─── Data ───
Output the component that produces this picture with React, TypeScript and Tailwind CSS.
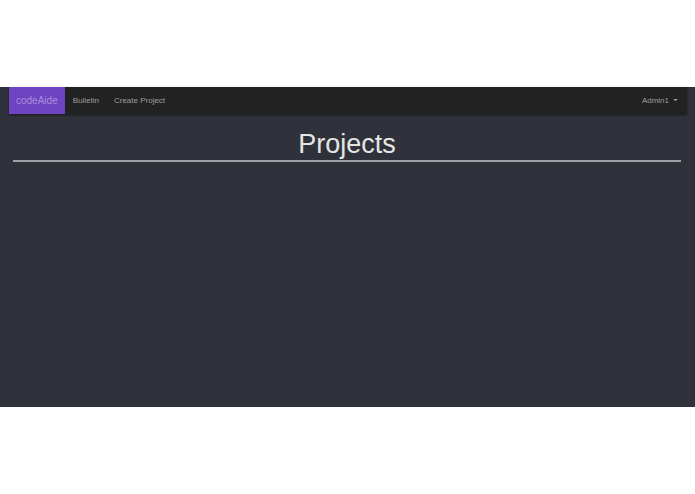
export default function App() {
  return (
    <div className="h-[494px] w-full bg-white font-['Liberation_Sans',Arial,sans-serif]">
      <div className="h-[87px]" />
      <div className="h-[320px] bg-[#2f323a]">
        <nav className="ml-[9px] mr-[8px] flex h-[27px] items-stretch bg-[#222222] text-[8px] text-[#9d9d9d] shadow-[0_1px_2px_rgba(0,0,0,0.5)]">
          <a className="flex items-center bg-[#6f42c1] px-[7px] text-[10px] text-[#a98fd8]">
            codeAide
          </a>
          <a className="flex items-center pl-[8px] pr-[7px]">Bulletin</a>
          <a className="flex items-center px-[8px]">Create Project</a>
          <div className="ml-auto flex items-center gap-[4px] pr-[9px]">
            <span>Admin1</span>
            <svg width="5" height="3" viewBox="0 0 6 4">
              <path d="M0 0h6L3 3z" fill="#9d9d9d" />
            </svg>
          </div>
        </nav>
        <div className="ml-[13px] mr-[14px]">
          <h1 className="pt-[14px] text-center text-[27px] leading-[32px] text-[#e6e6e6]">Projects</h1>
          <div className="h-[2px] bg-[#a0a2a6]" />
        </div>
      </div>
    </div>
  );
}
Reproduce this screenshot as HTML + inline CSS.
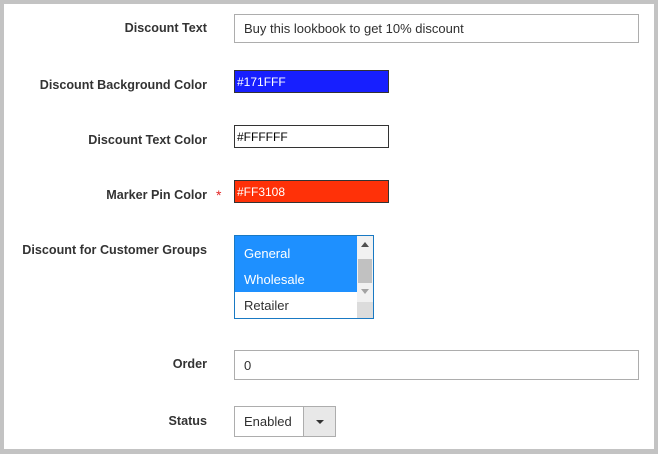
───
─── Data ───
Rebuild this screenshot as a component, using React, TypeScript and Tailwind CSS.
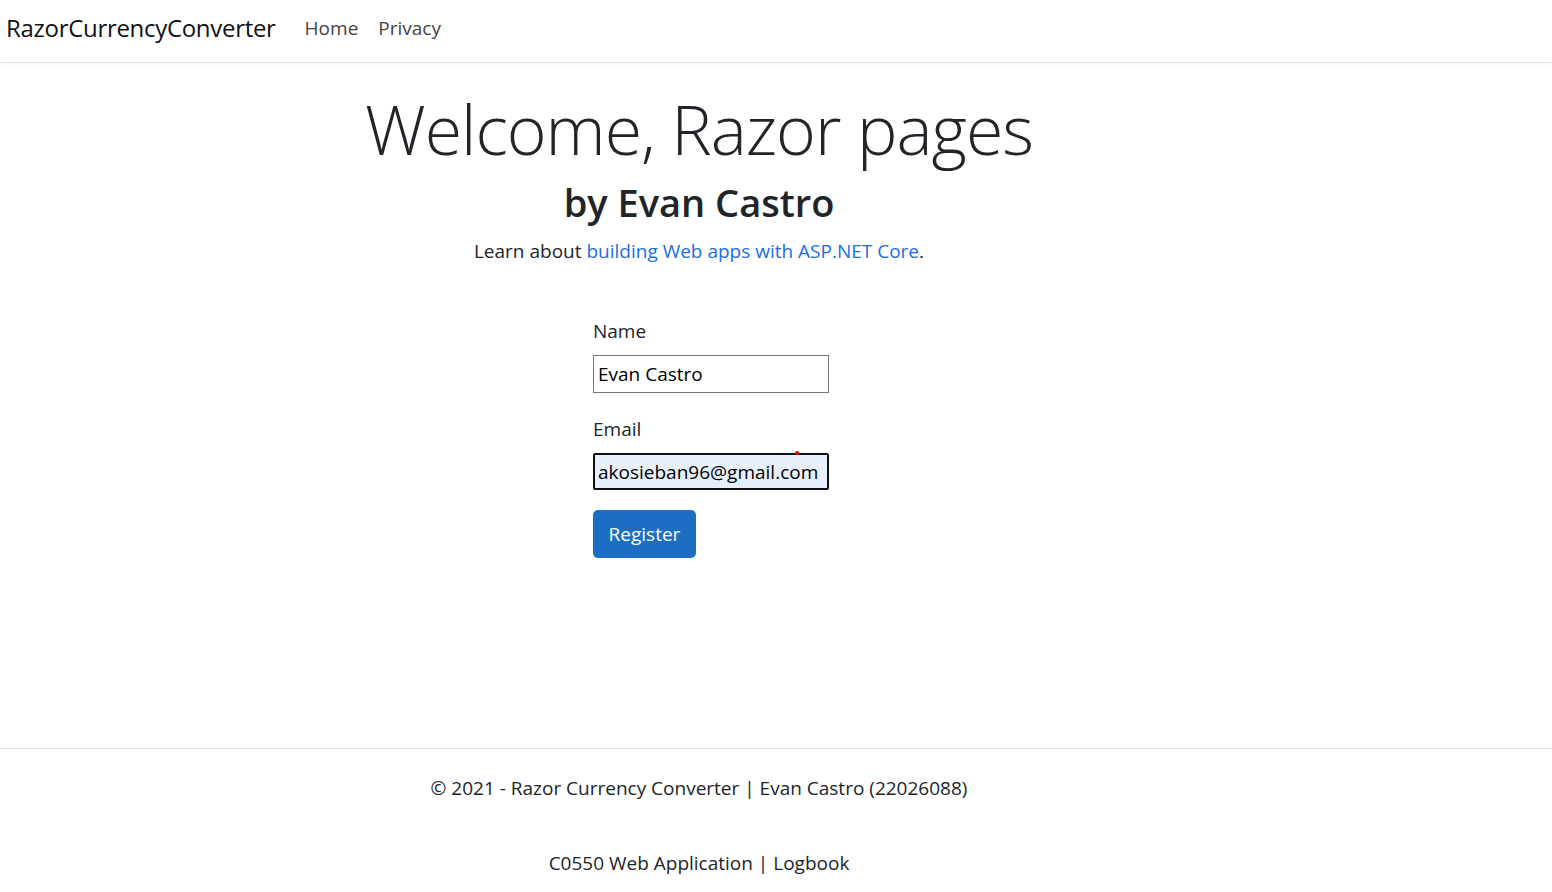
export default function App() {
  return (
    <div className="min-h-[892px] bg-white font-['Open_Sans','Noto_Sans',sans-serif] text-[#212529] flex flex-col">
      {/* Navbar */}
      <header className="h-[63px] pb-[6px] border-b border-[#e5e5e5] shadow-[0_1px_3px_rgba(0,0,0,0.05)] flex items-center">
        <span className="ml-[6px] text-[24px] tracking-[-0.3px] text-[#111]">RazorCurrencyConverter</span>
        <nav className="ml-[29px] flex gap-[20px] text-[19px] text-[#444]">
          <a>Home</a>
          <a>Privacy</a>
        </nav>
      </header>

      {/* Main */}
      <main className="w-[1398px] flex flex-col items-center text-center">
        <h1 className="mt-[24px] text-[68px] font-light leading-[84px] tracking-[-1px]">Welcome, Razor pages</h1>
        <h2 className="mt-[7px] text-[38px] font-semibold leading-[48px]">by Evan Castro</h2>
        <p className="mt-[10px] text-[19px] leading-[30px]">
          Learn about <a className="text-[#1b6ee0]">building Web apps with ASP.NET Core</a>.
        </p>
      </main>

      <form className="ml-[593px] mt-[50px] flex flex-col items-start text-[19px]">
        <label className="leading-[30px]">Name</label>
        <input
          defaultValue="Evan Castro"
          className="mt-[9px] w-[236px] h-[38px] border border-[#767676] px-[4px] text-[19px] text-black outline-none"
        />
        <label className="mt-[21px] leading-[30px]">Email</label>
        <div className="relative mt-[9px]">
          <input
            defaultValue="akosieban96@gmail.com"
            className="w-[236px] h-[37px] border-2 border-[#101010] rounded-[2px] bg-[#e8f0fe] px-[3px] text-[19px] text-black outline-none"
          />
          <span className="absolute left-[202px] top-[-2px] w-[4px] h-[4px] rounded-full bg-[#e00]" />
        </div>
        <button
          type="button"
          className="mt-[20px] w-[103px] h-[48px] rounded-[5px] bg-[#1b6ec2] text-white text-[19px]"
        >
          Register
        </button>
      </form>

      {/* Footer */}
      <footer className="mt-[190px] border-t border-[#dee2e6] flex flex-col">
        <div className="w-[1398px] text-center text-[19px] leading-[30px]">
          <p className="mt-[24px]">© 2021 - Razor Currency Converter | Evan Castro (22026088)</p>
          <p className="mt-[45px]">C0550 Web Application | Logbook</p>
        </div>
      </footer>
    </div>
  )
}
───
Task:
Scan the listing above for the word "this" and copy every line that holds it.

Expected answer:
Output the component that produces this picture with React, TypeScript and Tailwind CSS.
Reproduce this screenshot as HTML + inline CSS.
Rebuild this screenshot as a component, using React, TypeScript and Tailwind CSS.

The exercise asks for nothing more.